== Written problem ==
Exactly repeat all the records below, omitting the images they hold.

== Supplied records ==
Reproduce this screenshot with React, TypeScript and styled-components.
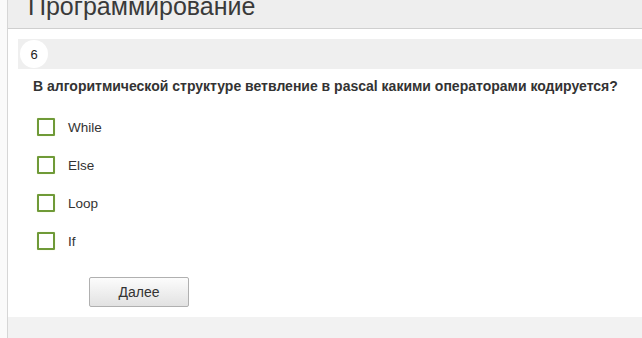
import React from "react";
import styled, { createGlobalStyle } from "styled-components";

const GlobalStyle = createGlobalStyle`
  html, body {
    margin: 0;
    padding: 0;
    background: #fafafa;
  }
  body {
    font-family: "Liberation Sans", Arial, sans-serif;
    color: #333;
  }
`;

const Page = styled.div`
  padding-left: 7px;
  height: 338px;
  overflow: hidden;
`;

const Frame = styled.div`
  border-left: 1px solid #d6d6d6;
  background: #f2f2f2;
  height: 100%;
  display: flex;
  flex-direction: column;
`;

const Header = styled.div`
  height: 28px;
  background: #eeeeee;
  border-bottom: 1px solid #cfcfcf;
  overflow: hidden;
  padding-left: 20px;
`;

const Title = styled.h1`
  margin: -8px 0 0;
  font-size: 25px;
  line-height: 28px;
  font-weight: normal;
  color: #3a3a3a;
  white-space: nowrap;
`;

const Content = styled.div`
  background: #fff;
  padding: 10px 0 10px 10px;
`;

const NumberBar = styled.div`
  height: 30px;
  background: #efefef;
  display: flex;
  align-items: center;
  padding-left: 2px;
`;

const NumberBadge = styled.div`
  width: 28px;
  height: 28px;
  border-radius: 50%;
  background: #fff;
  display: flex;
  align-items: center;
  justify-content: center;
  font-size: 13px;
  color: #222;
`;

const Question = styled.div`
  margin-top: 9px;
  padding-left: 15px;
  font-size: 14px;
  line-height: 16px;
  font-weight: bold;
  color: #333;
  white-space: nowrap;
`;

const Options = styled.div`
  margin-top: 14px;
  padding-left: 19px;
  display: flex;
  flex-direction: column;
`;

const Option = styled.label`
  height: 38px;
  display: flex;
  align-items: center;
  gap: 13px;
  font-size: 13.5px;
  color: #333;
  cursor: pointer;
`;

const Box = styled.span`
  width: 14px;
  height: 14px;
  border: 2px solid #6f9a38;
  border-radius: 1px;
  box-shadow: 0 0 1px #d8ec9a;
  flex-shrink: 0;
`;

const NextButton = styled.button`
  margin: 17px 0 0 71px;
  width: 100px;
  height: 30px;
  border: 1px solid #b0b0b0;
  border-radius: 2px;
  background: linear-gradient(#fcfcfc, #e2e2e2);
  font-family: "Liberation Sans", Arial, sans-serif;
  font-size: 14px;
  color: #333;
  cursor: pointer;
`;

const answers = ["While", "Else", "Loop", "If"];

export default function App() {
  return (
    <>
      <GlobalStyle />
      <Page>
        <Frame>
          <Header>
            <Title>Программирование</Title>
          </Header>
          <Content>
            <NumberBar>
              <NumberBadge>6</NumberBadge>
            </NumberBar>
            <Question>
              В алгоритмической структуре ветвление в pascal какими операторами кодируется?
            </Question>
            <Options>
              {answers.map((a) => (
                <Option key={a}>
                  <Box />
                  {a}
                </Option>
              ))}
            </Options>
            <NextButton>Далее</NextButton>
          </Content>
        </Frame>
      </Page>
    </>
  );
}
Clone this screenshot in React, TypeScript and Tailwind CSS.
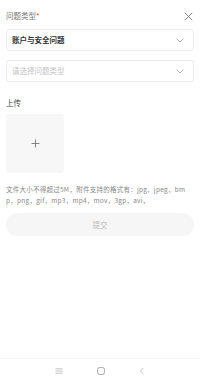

== Finished answer ==
Reproduce this screenshot with React, TypeScript and styled-components.
import React from "react";
import styled, { createGlobalStyle } from "styled-components";

const GlobalStyle = createGlobalStyle`
  html, body {
    margin: 0;
    padding: 0;
    background: #fafafa;
  }
  body {
    font-family: "Liberation Sans", Arial, sans-serif;
    color: #333;
  }
`;

const Page = styled.div`
  padding-left: 7px;
  height: 338px;
  overflow: hidden;
`;

const Frame = styled.div`
  border-left: 1px solid #d6d6d6;
  background: #f2f2f2;
  height: 100%;
  display: flex;
  flex-direction: column;
`;

const Header = styled.div`
  height: 28px;
  background: #eeeeee;
  border-bottom: 1px solid #cfcfcf;
  overflow: hidden;
  padding-left: 20px;
`;

const Title = styled.h1`
  margin: -8px 0 0;
  font-size: 25px;
  line-height: 28px;
  font-weight: normal;
  color: #3a3a3a;
  white-space: nowrap;
`;

const Content = styled.div`
  background: #fff;
  padding: 10px 0 10px 10px;
`;

const NumberBar = styled.div`
  height: 30px;
  background: #efefef;
  display: flex;
  align-items: center;
  padding-left: 2px;
`;

const NumberBadge = styled.div`
  width: 28px;
  height: 28px;
  border-radius: 50%;
  background: #fff;
  display: flex;
  align-items: center;
  justify-content: center;
  font-size: 13px;
  color: #222;
`;

const Question = styled.div`
  margin-top: 9px;
  padding-left: 15px;
  font-size: 14px;
  line-height: 16px;
  font-weight: bold;
  color: #333;
  white-space: nowrap;
`;

const Options = styled.div`
  margin-top: 14px;
  padding-left: 19px;
  display: flex;
  flex-direction: column;
`;

const Option = styled.label`
  height: 38px;
  display: flex;
  align-items: center;
  gap: 13px;
  font-size: 13.5px;
  color: #333;
  cursor: pointer;
`;

const Box = styled.span`
  width: 14px;
  height: 14px;
  border: 2px solid #6f9a38;
  border-radius: 1px;
  box-shadow: 0 0 1px #d8ec9a;
  flex-shrink: 0;
`;

const NextButton = styled.button`
  margin: 17px 0 0 71px;
  width: 100px;
  height: 30px;
  border: 1px solid #b0b0b0;
  border-radius: 2px;
  background: linear-gradient(#fcfcfc, #e2e2e2);
  font-family: "Liberation Sans", Arial, sans-serif;
  font-size: 14px;
  color: #333;
  cursor: pointer;
`;

const answers = ["While", "Else", "Loop", "If"];

export default function App() {
  return (
    <>
      <GlobalStyle />
      <Page>
        <Frame>
          <Header>
            <Title>Программирование</Title>
          </Header>
          <Content>
            <NumberBar>
              <NumberBadge>6</NumberBadge>
            </NumberBar>
            <Question>
              В алгоритмической структуре ветвление в pascal какими операторами кодируется?
            </Question>
            <Options>
              {answers.map((a) => (
                <Option key={a}>
                  <Box />
                  {a}
                </Option>
              ))}
            </Options>
            <NextButton>Далее</NextButton>
          </Content>
        </Frame>
      </Page>
    </>
  );
}
Clone this screenshot in React, TypeScript and Tailwind CSS.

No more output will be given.